The data
'''
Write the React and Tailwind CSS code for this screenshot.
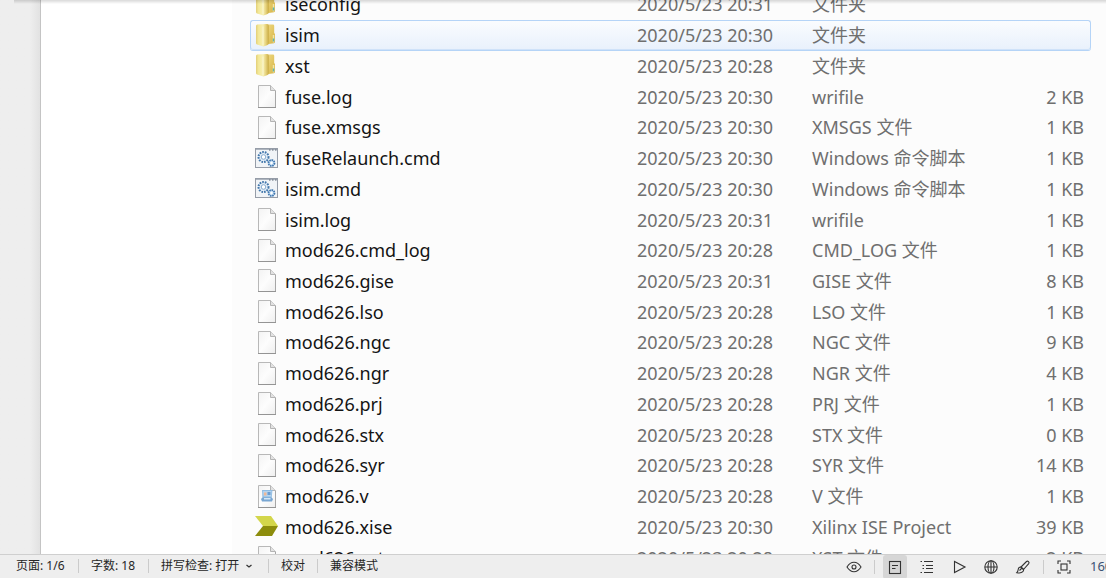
'''
'''
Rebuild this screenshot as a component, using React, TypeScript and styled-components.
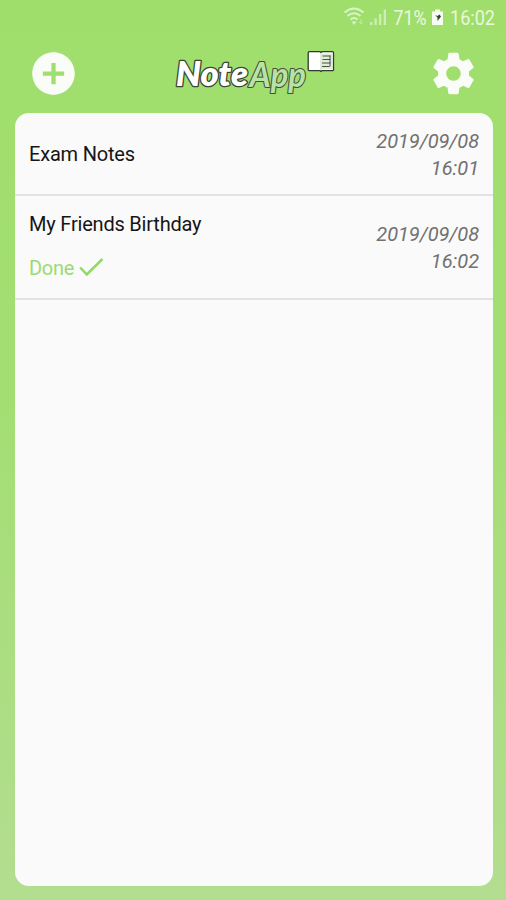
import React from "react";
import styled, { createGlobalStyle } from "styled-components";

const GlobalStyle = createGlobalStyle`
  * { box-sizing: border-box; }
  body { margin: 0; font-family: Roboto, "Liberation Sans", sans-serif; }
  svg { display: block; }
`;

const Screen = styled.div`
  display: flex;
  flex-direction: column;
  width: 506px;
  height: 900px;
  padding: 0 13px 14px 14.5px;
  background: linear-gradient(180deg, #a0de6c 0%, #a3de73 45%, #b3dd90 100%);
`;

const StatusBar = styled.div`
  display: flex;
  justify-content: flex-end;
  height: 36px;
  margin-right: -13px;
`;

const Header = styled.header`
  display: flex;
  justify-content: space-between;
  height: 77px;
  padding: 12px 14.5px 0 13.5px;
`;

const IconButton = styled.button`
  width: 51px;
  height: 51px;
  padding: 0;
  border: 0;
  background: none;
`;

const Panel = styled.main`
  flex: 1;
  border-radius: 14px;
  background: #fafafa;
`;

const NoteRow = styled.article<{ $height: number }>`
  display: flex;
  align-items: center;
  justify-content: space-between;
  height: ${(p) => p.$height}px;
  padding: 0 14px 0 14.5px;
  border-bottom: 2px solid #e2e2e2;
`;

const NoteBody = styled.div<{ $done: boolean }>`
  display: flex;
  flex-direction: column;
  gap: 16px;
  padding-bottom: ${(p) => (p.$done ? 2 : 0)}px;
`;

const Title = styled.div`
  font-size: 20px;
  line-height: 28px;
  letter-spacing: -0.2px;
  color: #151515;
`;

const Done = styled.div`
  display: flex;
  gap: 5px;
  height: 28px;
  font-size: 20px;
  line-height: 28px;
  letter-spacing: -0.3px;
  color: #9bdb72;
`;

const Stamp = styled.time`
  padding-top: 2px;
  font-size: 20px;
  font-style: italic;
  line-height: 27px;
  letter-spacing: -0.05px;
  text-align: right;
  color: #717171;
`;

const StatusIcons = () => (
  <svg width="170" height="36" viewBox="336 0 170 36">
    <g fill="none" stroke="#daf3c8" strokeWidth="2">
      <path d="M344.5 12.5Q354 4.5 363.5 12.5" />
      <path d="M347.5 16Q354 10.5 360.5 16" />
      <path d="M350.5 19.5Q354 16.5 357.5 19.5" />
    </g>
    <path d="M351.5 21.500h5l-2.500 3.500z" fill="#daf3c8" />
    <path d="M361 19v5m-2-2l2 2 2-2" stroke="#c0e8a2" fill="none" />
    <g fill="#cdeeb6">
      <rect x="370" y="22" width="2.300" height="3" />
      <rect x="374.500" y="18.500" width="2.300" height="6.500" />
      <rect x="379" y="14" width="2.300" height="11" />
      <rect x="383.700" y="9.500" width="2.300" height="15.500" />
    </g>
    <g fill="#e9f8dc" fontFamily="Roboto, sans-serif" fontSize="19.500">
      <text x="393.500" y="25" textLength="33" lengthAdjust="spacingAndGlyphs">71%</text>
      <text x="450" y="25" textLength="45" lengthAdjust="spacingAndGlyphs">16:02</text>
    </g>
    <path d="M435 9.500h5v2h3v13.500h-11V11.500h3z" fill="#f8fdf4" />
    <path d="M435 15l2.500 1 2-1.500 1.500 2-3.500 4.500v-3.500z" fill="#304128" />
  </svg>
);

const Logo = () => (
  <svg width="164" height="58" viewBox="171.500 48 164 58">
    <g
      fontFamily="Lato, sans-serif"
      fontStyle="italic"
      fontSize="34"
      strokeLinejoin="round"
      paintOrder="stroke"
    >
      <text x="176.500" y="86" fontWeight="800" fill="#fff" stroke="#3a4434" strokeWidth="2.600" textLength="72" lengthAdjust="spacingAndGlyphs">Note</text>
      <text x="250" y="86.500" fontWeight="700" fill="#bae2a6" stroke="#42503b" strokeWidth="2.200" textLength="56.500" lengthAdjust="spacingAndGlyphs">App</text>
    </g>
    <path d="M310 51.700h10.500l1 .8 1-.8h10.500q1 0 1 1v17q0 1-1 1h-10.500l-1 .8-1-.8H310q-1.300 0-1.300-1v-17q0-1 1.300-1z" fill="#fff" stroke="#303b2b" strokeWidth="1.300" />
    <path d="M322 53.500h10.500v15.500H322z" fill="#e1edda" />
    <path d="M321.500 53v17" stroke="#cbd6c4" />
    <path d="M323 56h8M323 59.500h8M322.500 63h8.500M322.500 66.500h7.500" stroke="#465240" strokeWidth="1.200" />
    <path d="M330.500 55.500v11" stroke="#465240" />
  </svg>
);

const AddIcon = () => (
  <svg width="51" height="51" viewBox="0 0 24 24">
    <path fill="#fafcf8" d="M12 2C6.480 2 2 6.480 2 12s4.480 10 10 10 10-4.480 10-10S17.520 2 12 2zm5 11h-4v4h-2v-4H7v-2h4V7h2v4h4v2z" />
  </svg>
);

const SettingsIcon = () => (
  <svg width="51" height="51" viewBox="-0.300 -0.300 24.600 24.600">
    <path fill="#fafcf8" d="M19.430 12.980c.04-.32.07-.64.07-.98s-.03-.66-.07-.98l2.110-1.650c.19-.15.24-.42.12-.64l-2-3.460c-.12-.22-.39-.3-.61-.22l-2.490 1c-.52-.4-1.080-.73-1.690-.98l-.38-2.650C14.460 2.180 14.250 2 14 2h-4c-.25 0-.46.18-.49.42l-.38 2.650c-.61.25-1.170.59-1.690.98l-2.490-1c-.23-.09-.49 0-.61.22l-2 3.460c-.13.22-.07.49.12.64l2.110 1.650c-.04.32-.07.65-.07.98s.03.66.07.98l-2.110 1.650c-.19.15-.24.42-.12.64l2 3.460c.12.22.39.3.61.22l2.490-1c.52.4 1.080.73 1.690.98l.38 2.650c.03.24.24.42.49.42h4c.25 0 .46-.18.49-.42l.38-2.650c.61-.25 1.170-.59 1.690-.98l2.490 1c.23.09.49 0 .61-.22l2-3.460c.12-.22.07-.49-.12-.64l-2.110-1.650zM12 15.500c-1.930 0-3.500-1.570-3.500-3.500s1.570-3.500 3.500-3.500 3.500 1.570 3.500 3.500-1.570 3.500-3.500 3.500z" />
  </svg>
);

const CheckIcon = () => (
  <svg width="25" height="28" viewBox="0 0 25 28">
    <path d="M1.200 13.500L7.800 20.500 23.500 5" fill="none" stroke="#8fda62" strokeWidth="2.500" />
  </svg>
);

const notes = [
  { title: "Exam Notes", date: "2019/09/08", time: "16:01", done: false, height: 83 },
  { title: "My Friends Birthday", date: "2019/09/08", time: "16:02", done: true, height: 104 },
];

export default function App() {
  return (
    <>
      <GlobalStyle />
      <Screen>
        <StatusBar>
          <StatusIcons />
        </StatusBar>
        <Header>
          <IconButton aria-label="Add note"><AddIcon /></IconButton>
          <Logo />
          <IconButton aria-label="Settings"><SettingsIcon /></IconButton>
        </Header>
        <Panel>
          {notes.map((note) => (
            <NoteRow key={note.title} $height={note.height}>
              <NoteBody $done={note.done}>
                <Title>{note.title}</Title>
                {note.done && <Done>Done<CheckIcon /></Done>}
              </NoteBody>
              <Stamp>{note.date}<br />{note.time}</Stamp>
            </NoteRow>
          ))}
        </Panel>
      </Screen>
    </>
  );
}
'''
Within the records, how many lines include "components"? The answer is the number and nothing else.

2